カサブランカ<特別版>【字幕版】 [VHS]

カサブランカ<特別版>【字幕版】 [VHS]

 1942年にアメリカで制作された映画です。言わずとしれた、アカデミー賞作品賞受賞作で、全く期待どおりの素晴らしい内容でした。

 映画の舞台は第二次世界大戦中の仏領モロッコ。そこは、アメリカに逃れようとする人びとが集まる都市で、金と運があればそれが実現できたのでした。パリから戦火を逃れてきた主演のハンフリー・ボガートはそこでナイトクラブを経営していました。そこにやってきたのは、同じくパリから戦火を逃れてきた反ナチの活動家だったのですが、その連れのイングリッド・バーグマンは、ボガートとかつてパリで恋に落ちた仲でしたが、実はその活動家とすでに婚姻関係を結んでいました。バーグマンは何とか自分たち夫妻を出国させてくれるようボガートに懇願し、ボガートの心中には当然葛藤が生まれます。バーグマンは一時、ボガートととものモロッコに残る決断をしますが、結局ボガートは旦那とともにバーグマンをアメリカへ出国させることになります。それがナチスに占領されているフランスの解放にもつながると判断したのです。
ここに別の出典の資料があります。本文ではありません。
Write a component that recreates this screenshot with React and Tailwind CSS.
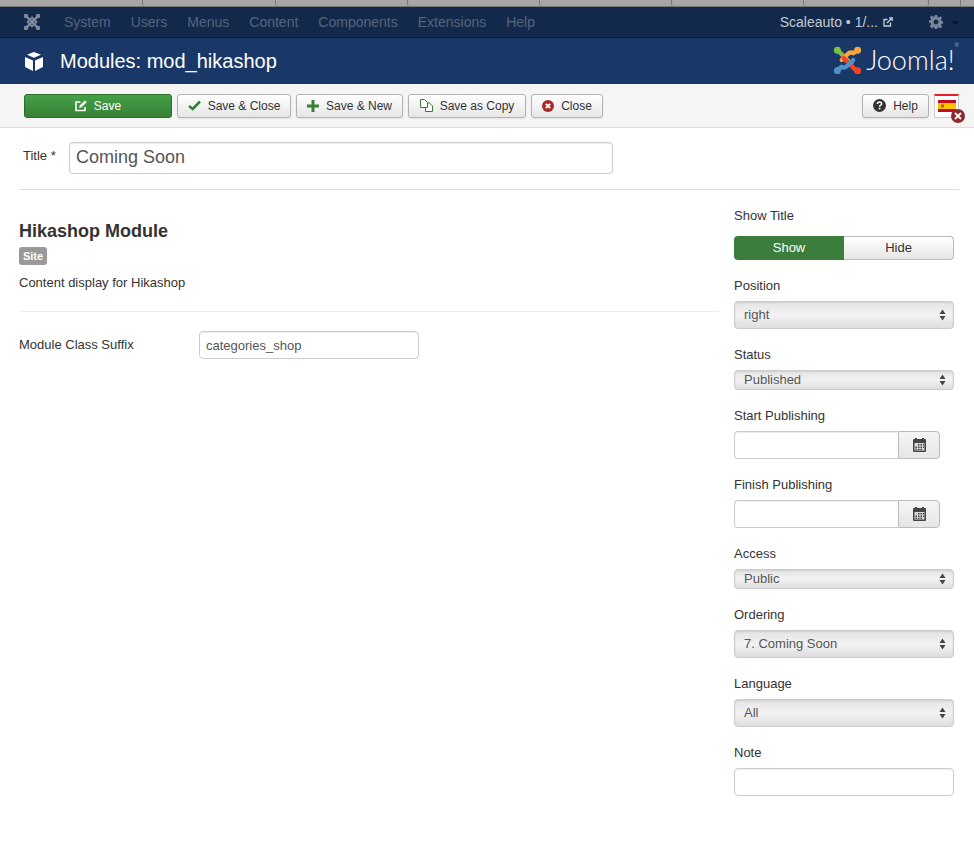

 この映画が作られた1942年は、まだパリはナチスの占領下にありました。その中で作られた映画ならではの迫力がこの映画にはあります。ヴィシー政府を率いたペタンを始め多くのフランス人がナチスの占領に協力したことが、今日においてもフランス人にとって消しがたい汚点として残っているようです。この映画に出てくるモロッコの警察署長も、ドイツの将校に従順さを示していたわけですが、最後には、バーグマンらを出国させたボガートを救うことになります。

 ボガートの経営するナイトクラブでドイツの将校たちがドイツの歌を歌っているとき、ボガートはそれに対抗してフランスの国歌を演奏させ、最後はフランス国歌の合唱によってドイツの歌がかき消されてしまうシーンは極めて印象的です。ボガートのナイトクラブはこの件で営業を停止させられてしまうのですが、これまで政治的な活動に無関心を装ってきたボガートが、内に秘めた政治的思想を吐露してしまった瞬間です。

 祖国を思う気持ちと恋愛感情が時代背景と見事にマッチして交錯する素晴らしい映画でした。文字通り映画史上に名を残すに値する映画でした。